My high-school biology class is taking their exam on genetics and evolution. To make the test a little more interesting, and to point out that there may be some relevance for this knowledge in the future, I made the test a questionnaire for the new head of the Mars Colonization Project. It begins like this:

Friday, January 30th, 2054.

Dear Dr. ________________ (insert your name here):

We are excited that you have accepted our offer to head the Biomedical Division of the MCP. As we are engaged in the first ever effort to colonize another planet, we know that we will face many unique challenges. Your expertise in pluripotent stem cell research and oncology will be extremely valuable to us — even though some of us administrators still don’t know what pluripotent stem cells are.

Please fill out the questions in this document to help us with our planning for the colony and to help our Human Resources department assemble your research and medical team.

Because of the sensitivity of some of the personal information included in this document, please write out, and sign, the Honor Code below before turning the page.

Yours truly,

Board of Administrators,
Martian Colonization Project

Front page of the High Schooler's Biology exam.
Front page of the High Schooler’s Biology exam.

Then I pose all of the questions in this context. For example, to get their knowledge of vocabulary I ask them to define the scientific words and phrases (which they’ve used in their scientific publications many, many times), in terms that laymen — like the people on the board of administrators — could understand.

To get at more complex concepts, like the molecular process of gene expression and regulation, I phrased the question like this:

Medical Issues Related to Ongoing Colonization Planning

The trip to Mars will take five years, so we will be placing most of the colonists into cryogenic sleep for most of that time. We are still working out some of the bugs in the cryogenic technology, and we need your help.

To put people into cryogenic sleep, we need to stop their digestion of carbohydrates. Your predecessor, Dr. Malign, told us that we could do this using RNA interference, by injecting them with engineered microRNA that would block the production of the enzyme amalyse.

Could you draw a diagram of a cell showing how proteins are expressed from DNA, and how microRNA would interfere with protein production. Are there other methods for preventing protein expression?

We’ll see how the students do on the test, however at least one student glanced at the front page and said, “This is kinda cool,” (actually, she first asked if I’d stolen the idea from the internet somewhere), which is significant praise coming from a teenager.

Don’t Study for Your Exams

cramming—short-term memorizing—does not contribute to retention or transfer [my emphasis]. It may, however, yield positive short-term results as measured by exam scores.

— Jaffee, 2012: Stop Telling Students to Study for Exams in The Chronicle of Higher Education.

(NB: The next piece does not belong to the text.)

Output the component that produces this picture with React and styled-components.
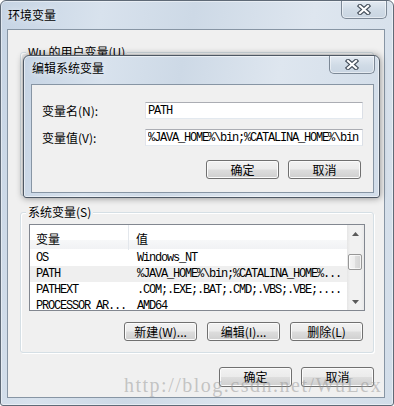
import React from 'react'
import styled, { createGlobalStyle } from 'styled-components';

const GlobalStyle = createGlobalStyle`
  body {
    margin: 0;
    background: #ffffff;
    overflow: hidden;
    font-family: "Noto Sans CJK SC", "Liberation Sans", sans-serif;
    font-size: 12px;
    color: #000;
  }
`;

const frameBg = `linear-gradient(100deg, #c6d4e4 0%, #d8e2ed 22%, #cdd9e6 42%, #dee6ef 68%, #d2dde9 100%)`;

const Window = styled.div`
  position: relative;
  width: 394px;
  height: 406px;
  box-sizing: border-box;
  border: 1px solid #5f6a77;
  border-radius: 6px 6px 3px 3px;
  background: ${frameBg};
  box-shadow: inset 0 0 0 1px rgba(255,255,255,0.45);
  display: flex;
  flex-direction: column;
  overflow: hidden;
`;

const TitleBar = styled.div`
  height: 28px;
  flex-shrink: 0;
  display: flex;
  justify-content: space-between;
  align-items: flex-start;
`;

const Caption = styled.div`
  padding: ${(p) => p.$top}px 0 0 ${(p) => p.$left}px;
  line-height: 14px;
  font-size: 12px;
  color: #000;
  text-shadow: 0 0 6px rgba(255,255,255,0.9);
`;

const CloseButton = styled.div`
  width: 46px;
  height: 18px;
  margin-right: ${(p) => p.$right}px;
  box-sizing: border-box;
  border: 1px solid #7c8896;
  border-top: none;
  border-radius: 0 0 5px 5px;
  background: linear-gradient(#e3eaf2, #d0dbe6 55%, #c9d5e2);
  box-shadow: inset 0 0 0 1px rgba(255,255,255,0.5);
  display: flex;
  align-items: center;
  justify-content: center;
`;

const Client = styled.div`
  flex: 1;
  margin: ${(p) => p.$margin};
  box-sizing: border-box;
  border: 1px solid #8795a4;
  background: #f0f0f0;
  padding: ${(p) => p.$padding};
  display: flex;
  flex-direction: column;
`;

const GroupBox = styled.div`
  height: ${(p) => p.$height}px;
  margin-top: ${(p) => p.$top || 0}px;
  box-sizing: border-box;
  border: 1px solid #d5dfe5;
  border-radius: 3px;
  box-shadow: inset 1px 1px 0 #fff, 1px 1px 0 #fff;
  padding: 0 8px 11px 8px;
  display: flex;
  flex-direction: column;
  flex-shrink: 0;
`;

const Legend = styled.div`
  align-self: flex-start;
  margin: -8px 0 0 -3px;
  padding: 0 2px;
  line-height: 14px;
  background: #f0f0f0;
`;

const ListView = styled.div`
  margin-top: 5px;
  height: 87px;
  box-sizing: border-box;
  border: 1px solid #828790;
  background: #fff;
  display: flex;
  overflow: hidden;
`;

const ListBody = styled.div`
  flex: 1;
  min-width: 0;
  display: flex;
  flex-direction: column;
  overflow: hidden;
`;

const Header = styled.div`
  display: grid;
  grid-template-columns: 99px 1fr;
  height: 25px;
  flex-shrink: 0;
  background: linear-gradient(#fff 0%, #fff 58%, #f7f8f9 58%, #f1f2f4 96%, #fff 96%);
`;

const HeaderCell = styled.div`
  display: flex;
  align-items: center;
  padding: 2px 0 0 ${(p) => p.$pad}px;
  font-size: 12px;
  border-right: ${(p) => (p.$divider ? '1px solid #e3e7ec' : 'none')};
`;

const Row = styled.div`
  display: grid;
  grid-template-columns: 99px 1fr;
  height: 16px;
  flex-shrink: 0;
  background: ${(p) => (p.$selected ? '#efefef' : 'transparent')};
`;

const monoText = `
  font-family: "Liberation Mono", "DejaVu Sans Mono", monospace;
  font-size: 12px;
  letter-spacing: -1.2px;
`;

const Cell = styled.div`
  ${monoText}
  line-height: 16px;
  padding-left: ${(p) => p.$pad}px;
  white-space: nowrap;
  overflow: hidden;
`;

const ScrollBar = styled.div`
  width: 17px;
  flex-shrink: 0;
  display: flex;
  flex-direction: column;
  background: linear-gradient(to right, #e6e6e6, #f1f1f1 20%, #f1f1f1 80%, #e9e9e9);
`;

const Arrow = styled.div`
  height: 17px;
  display: flex;
  align-items: center;
  justify-content: center;
`;

const Track = styled.div`
  flex: 1;
`;

const Thumb = styled.div`
  margin: 12px 2px 0 1px;
  height: 16px;
  box-sizing: border-box;
  border: 1px solid #979797;
  border-radius: 2px;
  background: linear-gradient(to right, #f4f4f4, #ececec 50%, #dedede 50%, #d4d4d4);
  box-shadow: inset 0 0 0 1px rgba(255,255,255,0.7);
`;

const ButtonRow = styled.div`
  display: flex;
  justify-content: flex-end;
  gap: ${(p) => p.$gap}px;
  margin-top: ${(p) => p.$top}px;
  padding-right: ${(p) => p.$right || 0}px;
  flex-shrink: 0;
`;

const Button = styled.button`
  width: 73px;
  height: ${(p) => p.$h}px;
  padding: 0;
  box-sizing: border-box;
  border: 1px solid #707070;
  border-radius: 3px;
  background: linear-gradient(#f2f2f2 0%, #ebebeb 48%, #dddddd 52%, #cfcfcf 100%);
  box-shadow: inset 0 0 0 1px #fbfbfb;
  font-family: "Noto Sans CJK SC", "Liberation Sans", sans-serif;
  font-size: 12px;
  line-height: 14px;
  color: #000;
`;

const Dialog = styled.div`
  position: absolute;
  left: 22px;
  top: 54px;
  width: 357px;
  height: 143px;
  box-sizing: border-box;
  border: 1px solid #4e5864;
  border-radius: 6px 6px 3px 3px;
  background: ${frameBg};
  box-shadow: 0 0 7px rgba(0,0,0,0.45), inset 0 0 0 1px rgba(255,255,255,0.5);
  display: flex;
  flex-direction: column;
`;

const FormGrid = styled.div`
  display: grid;
  grid-template-columns: 103px 1fr;
  row-gap: 10px;
  align-items: center;
`;

const Label = styled.div`
  font-size: 12px;
  line-height: 14px;
`;

const TextBox = styled.input`
  height: 17px;
  box-sizing: border-box;
  border: 1px solid;
  border-color: #abadb3 #dbdfe6 #e3e9ef #e2e3ea;
  background: #fff;
  padding: 0 2px;
  margin: 0;
  width: 100%;
  ${monoText}
  color: #000;
  outline: none;
`;

const Watermark = styled.div`
  position: absolute;
  left: 123px;
  top: 374px;
  font-family: "Liberation Serif", serif;
  font-size: 20px;
  line-height: 20px;
  letter-spacing: 1.5px;
  color: rgba(150,150,150,0.5);
  white-space: nowrap;
  pointer-events: none;
`;

function CloseX() {
  return (
    <svg width="14" height="11" viewBox="0 0 14 11">
      <path d="M3 2 L11 9 M11 2 L3 9" stroke="#46505c" strokeWidth="4.4" strokeLinecap="square" />
      <path d="M3 2 L11 9 M11 2 L3 9" stroke="#fff" strokeWidth="2.2" strokeLinecap="square" />
    </svg>
  );
}

function Triangle({ down }) {
  return (
    <svg width="7" height="4" viewBox="0 0 7 4">
      <path d={down ? 'M0 0 H7 L3.5 4 Z' : 'M0 4 H7 L3.5 0 Z'} fill="#5a5a5a" />
    </svg>
  );
}

const rows = [
  ['OS', 'Windows_NT'],
  ['PATH', '%JAVA_HOME%\\bin;%CATALINA_HOME%...'],
  ['PATHEXT', '.COM;.EXE;.BAT;.CMD;.VBS;.VBE;....'],
  ['PROCESSOR_AR...', 'AMD64'],
];

export default function App() {
  return (
    <>
      <GlobalStyle />
      <Window>
        <TitleBar>
          <Caption $top={7} $left={7}>环境变量</Caption>
          <CloseButton $right={6}><CloseX /></CloseButton>
        </TitleBar>
        <Client $margin="0 8px 7px 6px" $padding="22px 10px 10px 12px">
          <GroupBox $height={144}>
            <Legend>Wu 的用户变量(U)</Legend>
          </GroupBox>
          <GroupBox $height={141} $top={16}>
            <Legend>系统变量(S)</Legend>
            <ListView>
              <ListBody>
                <Header>
                  <HeaderCell $pad={6} $divider>变量</HeaderCell>
                  <HeaderCell $pad={7}>值</HeaderCell>
                </Header>
                {rows.map(([name, value]) => (
                  <Row key={name} $selected={name === 'PATH'}>
                    <Cell $pad={6}>{name}</Cell>
                    <Cell $pad={8}>{value}</Cell>
                  </Row>
                ))}
              </ListBody>
              <ScrollBar>
                <Arrow><Triangle /></Arrow>
                <Track><Thumb /></Track>
                <Arrow><Triangle down /></Arrow>
              </ScrollBar>
            </ListView>
            <ButtonRow $gap={10} $top={11} $right={2}>
              <Button $h={19}>新建(W)...</Button>
              <Button $h={19}>编辑(I)...</Button>
              <Button $h={19}>删除(L)</Button>
            </ButtonRow>
          </GroupBox>
          <ButtonRow $gap={9} $top={14}>
            <Button $h={20}>确定</Button>
            <Button $h={20}>取消</Button>
          </ButtonRow>
        </Client>

        <Dialog>
          <TitleBar>
            <Caption $top={5} $left={8}>编辑系统变量</Caption>
            <CloseButton $right={4}><CloseX /></CloseButton>
          </TitleBar>
          <Client $margin="0 5px 4px 7px" $padding="17px 10px 0 10px">
            <FormGrid>
              <Label>变量名(N):</Label>
              <TextBox readOnly defaultValue="PATH" />
              <Label>变量值(V):</Label>
              <TextBox readOnly defaultValue="%JAVA_HOME%\bin;%CATALINA_HOME%\bin" />
            </FormGrid>
            <ButtonRow $gap={9} $top={14} $right={2}>
              <Button $h={19}>确定</Button>
              <Button $h={19}>取消</Button>
            </ButtonRow>
          </Client>
        </Dialog>

        <Watermark>http://blog.csdn.net/WuLex</Watermark>
      </Window>
    </>
  );
}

It’s getting close to the end of the academic year, and exams are coming up. David Jaffee advocates that we stop telling students to study for their exams; they should, instead, study for learning and understanding.

Jaffee especially piles on on Final Exams:

This dysfunctional system reaches its zenith with the cumulative “final” exam. We even go so far as to commemorate this sacred academic ritual by setting aside a specially designated “exam week” at the end of each term. This collective exercise in sadism encourages students to cram everything that they think they need to “know” (temporarily for the exam) into their brains, deprive themselves of sleep and leisure activities, complete (or more likely finally start) term papers, and memorize mounds of information. While this traditional exercise might prepare students for the inevitable bouts of unpleasantness they will face as working adults, its value as a learning process is dubious.

Jaffee (2012).

The alternative to exams, Jaffee suggests, is formative and authentic assessment.